Value Investor's View A cyclical, difficult-to-predict business. Potentially investable at the bottom of a cycle, but a very high-risk, low-moat enterprise. A high-quality business with a massive economic moat, predictable earnings, and strong pricing power. An ideal candidate for a long-term, buy-and-hold investment if purchased with a margin_of_safety.

This example clearly shows how the business model, not just the product, defines the investment quality. Both sell metal, but one sells a commodity, while the other sells an indispensable, high-tech solution.

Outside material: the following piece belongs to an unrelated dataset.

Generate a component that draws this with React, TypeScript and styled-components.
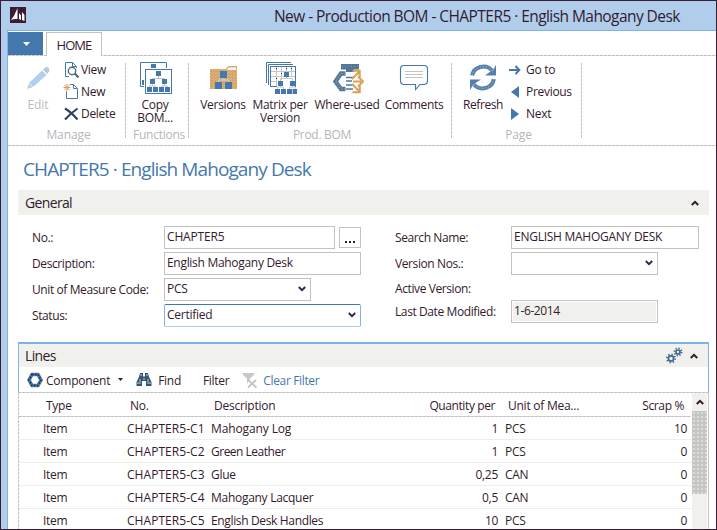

  • Superior Economics: The combination of pricing power and customer lock-in leads to high margins, stable cash flows, and attractive returns on capital over the long term.
  • Defensive Qualities: Their earnings are often more resilient during economic downturns compared to their commodity counterparts, as their products are non-discretionary for their customers.
  • Alignment with Long-Term Investing: The very nature of their business—built on long R&D cycles and deep customer relationships—rewards investors who share a similar long-term perspective.
  • The “Solutions” Mirage: Many companies use this term as a marketing buzzword. An investor must do their homework to confirm the economic reality behind the language. The checklist above is designed to prevent this pitfall.
  • Customer Concentration Risk: While deep integration is a strength, being reliant on one or two major customers can be a significant risk. If that key customer faces financial trouble or is acquired, it can devastate the supplier's business.
  • Technological Disruption: A breakthrough in materials science (e.g., a new composite replacing a specialty metal) could render a company's entire product line obsolete. Investors must assess the company's R&D culture to see if they are leading or following technological trends.
  • End-Market Cyclicality: While they are more resilient than commodity producers, they are not immune to severe downturns in their primary markets. An aerospace solutions provider will still suffer if no one is ordering new planes.

1)
Graham's emphasis on “thorough analysis” is critical here. Identifying a true solutions provider requires digging much deeper than a stock ticker and a price chart.